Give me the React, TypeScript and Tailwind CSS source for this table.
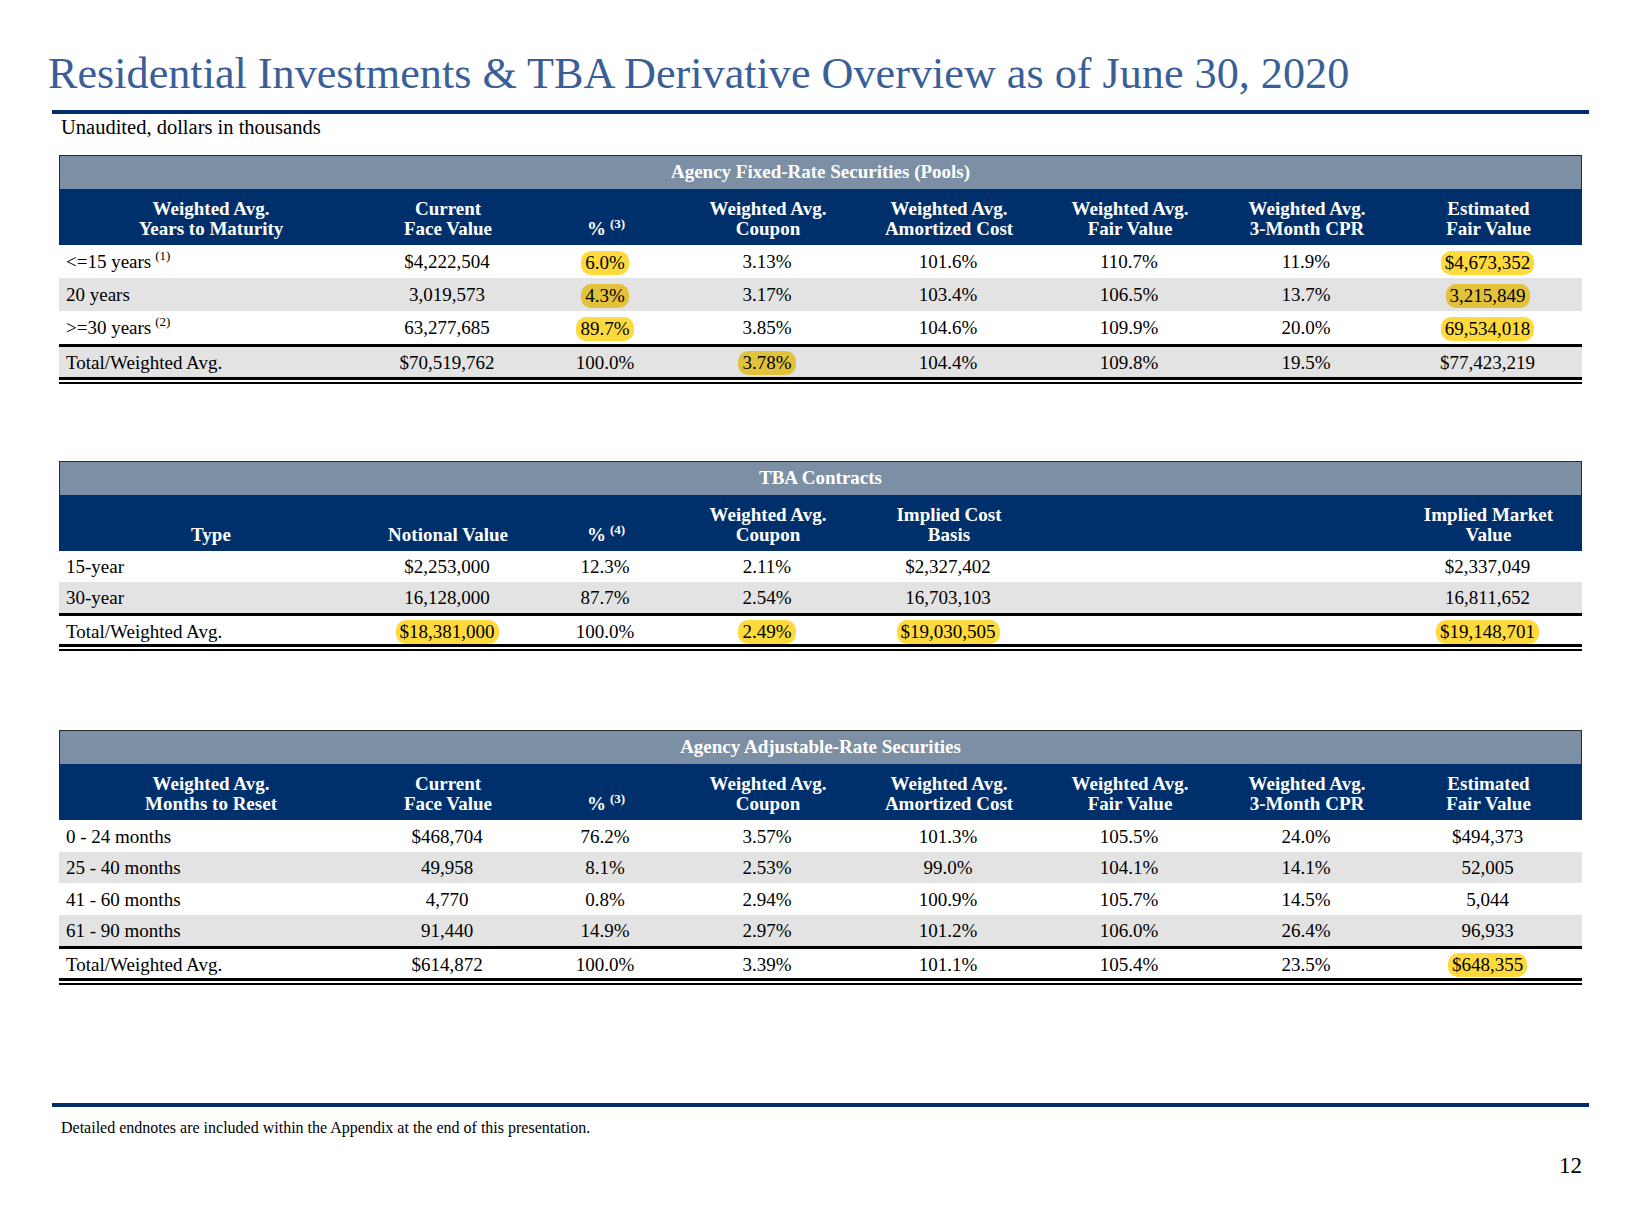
import React from 'react';

const grid = 'grid grid-cols-[302px_172px_144px_180px_182px_180px_174px_189px]';

type Cell = React.ReactNode;

const Hi: React.FC<{ dark?: boolean; children: React.ReactNode }> = ({ dark, children }) => (
  <span
    className={
      dark
        ? 'inline-block rounded-[10px] bg-[#E2C23B] px-[4px] leading-[24px]'
        : 'inline-block rounded-[10px] bg-[#FFDA3C] px-[4px] leading-[24px]'
    }
  >
    {children}
  </span>
);

const Sup: React.FC<{ children: React.ReactNode }> = ({ children }) => (
  <sup className="ml-[4px] text-[13px] top-[-7px]">{children}</sup>
);

const HeadRow: React.FC<{ labels: Cell[] }> = ({ labels }) => (
  <div className={`${grid} h-[56px] bg-[#00306B] border-x border-[#2a2a2a] text-white font-bold text-[19px] leading-[20px]`}>
    {labels.map((label, i) => (
      <div key={i} className="flex items-end justify-center text-center pb-[6px]">
        <span>{label}</span>
      </div>
    ))}
  </div>
);

const DataRow: React.FC<{ cells: Cell[]; gray?: boolean; h: string }> = ({ cells, gray, h }) => (
  <div className={`${grid} ${h} ${gray ? 'bg-[#E3E3E3]' : 'bg-white'} text-[19px] text-black`}>
    {cells.map((c, i) => (
      <div key={i} className={i === 0 ? 'flex items-center pl-[7px] pt-[2px]' : 'flex items-center justify-center pt-[2px]'}>
        {c}
      </div>
    ))}
  </div>
);

interface TableProps {
  title: string;
  headers: Cell[];
  rows: Cell[][];
  total: Cell[];
  rowH: string;
  totalH: string;
  mt: string;
}

const Table: React.FC<TableProps> = ({ title, headers, rows, total, rowH, totalH, mt }) => (
  <div className={`ml-[59px] w-[1523px] ${mt}`}>
    <div className="h-[34px] bg-[#7C8FA4] border-t border-x border-[#2a2a2a] flex items-center justify-center text-white font-bold text-[19px]">
      {title}
    </div>
    <HeadRow labels={headers} />
    {rows.map((r, i) => (
      <DataRow key={i} cells={r} gray={i % 2 === 1} h={rowH} />
    ))}
    <div className="border-t-[3px] border-black">
      <DataRow cells={total} gray={rows.length % 2 === 1} h={totalH} />
    </div>
    <div className="h-[3px] bg-black" />
    <div className="h-[2px]" />
    <div className="h-[2px] bg-black" />
  </div>
);

export default function App() {
  const two = (a: string, b: string) => (
    <>
      {a}
      <br />
      {b}
    </>
  );

  return (
    <div className="w-[1640px] h-[1206px] bg-white flex flex-col font-['Liberation_Serif',serif] overflow-hidden">
      <h1 className="ml-[48px] mt-[52px] text-[44.2px] leading-[44px] text-[#395E98] whitespace-nowrap">
        Residential Investments &amp; TBA Derivative Overview as of June 30, 2020
      </h1>
      <div className="ml-[52px] mt-[14px] w-[1537px] h-[4px] bg-[#00306B]" />
      <p className="ml-[61px] mt-[1px] text-[20.5px] leading-[24px] text-black">Unaudited, dollars in thousands</p>

      <Table
        mt="mt-[16px]"
        title="Agency Fixed-Rate Securities (Pools)"
        headers={[
          two('Weighted Avg.', 'Years to Maturity'),
          two('Current', 'Face Value'),
          <>%<Sup>(3)</Sup></>,
          two('Weighted Avg.', 'Coupon'),
          two('Weighted Avg.', 'Amortized Cost'),
          two('Weighted Avg.', 'Fair Value'),
          two('Weighted Avg.', '3-Month CPR'),
          two('Estimated', 'Fair Value'),
        ]}
        rowH="h-[33px]"
        totalH="h-[30px]"
        rows={[
          [<>&lt;=15 years<Sup>(1)</Sup></>, '$4,222,504', <Hi>6.0%</Hi>, '3.13%', '101.6%', '110.7%', '11.9%', <Hi>$4,673,352</Hi>],
          ['20 years', '3,019,573', <Hi dark>4.3%</Hi>, '3.17%', '103.4%', '106.5%', '13.7%', <Hi dark>3,215,849</Hi>],
          [<>&gt;=30 years<Sup>(2)</Sup></>, '63,277,685', <Hi>89.7%</Hi>, '3.85%', '104.6%', '109.9%', '20.0%', <Hi>69,534,018</Hi>],
        ]}
        total={['Total/Weighted Avg.', '$70,519,762', '100.0%', <Hi dark>3.78%</Hi>, '104.4%', '109.8%', '19.5%', '$77,423,219']}
      />

      <Table
        mt="mt-[77px]"
        title="TBA Contracts"
        headers={[
          'Type',
          'Notional Value',
          <>%<Sup>(4)</Sup></>,
          two('Weighted Avg.', 'Coupon'),
          two('Implied Cost', 'Basis'),
          '',
          '',
          two('Implied Market', 'Value'),
        ]}
        rowH="h-[31px]"
        totalH="h-[28px]"
        rows={[
          ['15-year', '$2,253,000', '12.3%', '2.11%', '$2,327,402', '', '', '$2,337,049'],
          ['30-year', '16,128,000', '87.7%', '2.54%', '16,703,103', '', '', '16,811,652'],
        ]}
        total={['Total/Weighted Avg.', <Hi>$18,381,000</Hi>, '100.0%', <Hi>2.49%</Hi>, <Hi>$19,030,505</Hi>, '', '', <Hi>$19,148,701</Hi>]}
      />

      <Table
        mt="mt-[79px]"
        title="Agency Adjustable-Rate Securities"
        headers={[
          two('Weighted Avg.', 'Months to Reset'),
          two('Current', 'Face Value'),
          <>%<Sup>(3)</Sup></>,
          two('Weighted Avg.', 'Coupon'),
          two('Weighted Avg.', 'Amortized Cost'),
          two('Weighted Avg.', 'Fair Value'),
          two('Weighted Avg.', '3-Month CPR'),
          two('Estimated', 'Fair Value'),
        ]}
        rowH="h-[31.5px]"
        totalH="h-[29px]"
        rows={[
          ['0 - 24 months', '$468,704', '76.2%', '3.57%', '101.3%', '105.5%', '24.0%', '$494,373'],
          ['25 - 40 months', '49,958', '8.1%', '2.53%', '99.0%', '104.1%', '14.1%', '52,005'],
          ['41 - 60 months', '4,770', '0.8%', '2.94%', '100.9%', '105.7%', '14.5%', '5,044'],
          ['61 - 90 months', '91,440', '14.9%', '2.97%', '101.2%', '106.0%', '26.4%', '96,933'],
        ]}
        total={['Total/Weighted Avg.', '$614,872', '100.0%', '3.39%', '101.1%', '105.4%', '23.5%', <Hi>$648,355</Hi>]}
      />

      {/* Footer */}
      <div className="ml-[52px] mt-[118px] w-[1537px] h-[4px] bg-[#00306B]" />
      <p className="ml-[61px] mt-[12px] text-[16px] leading-[18px] text-black">
        Detailed endnotes are included within the Appendix at the end of this presentation.
      </p>
      <div className="mt-[16px] pr-[58px] text-right text-[23px] leading-[26px] text-black">12</div>
    </div>
  );
}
--------
### Instructions for the task:
Return each line with "React".

### Correct response:
Give me the React, TypeScript and Tailwind CSS source for this table.
import React from 'react';
type Cell = React.ReactNode;
const Hi: React.FC<{ dark?: boolean; children: React.ReactNode }> = ({ dark, children }) => (
const Sup: React.FC<{ children: React.ReactNode }> = ({ children }) => (
const HeadRow: React.FC<{ labels: Cell[] }> = ({ labels }) => (
const DataRow: React.FC<{ cells: Cell[]; gray?: boolean; h: string }> = ({ cells, gray, h }) => (
const Table: React.FC<TableProps> = ({ title, headers, rows, total, rowH, totalH, mt }) => (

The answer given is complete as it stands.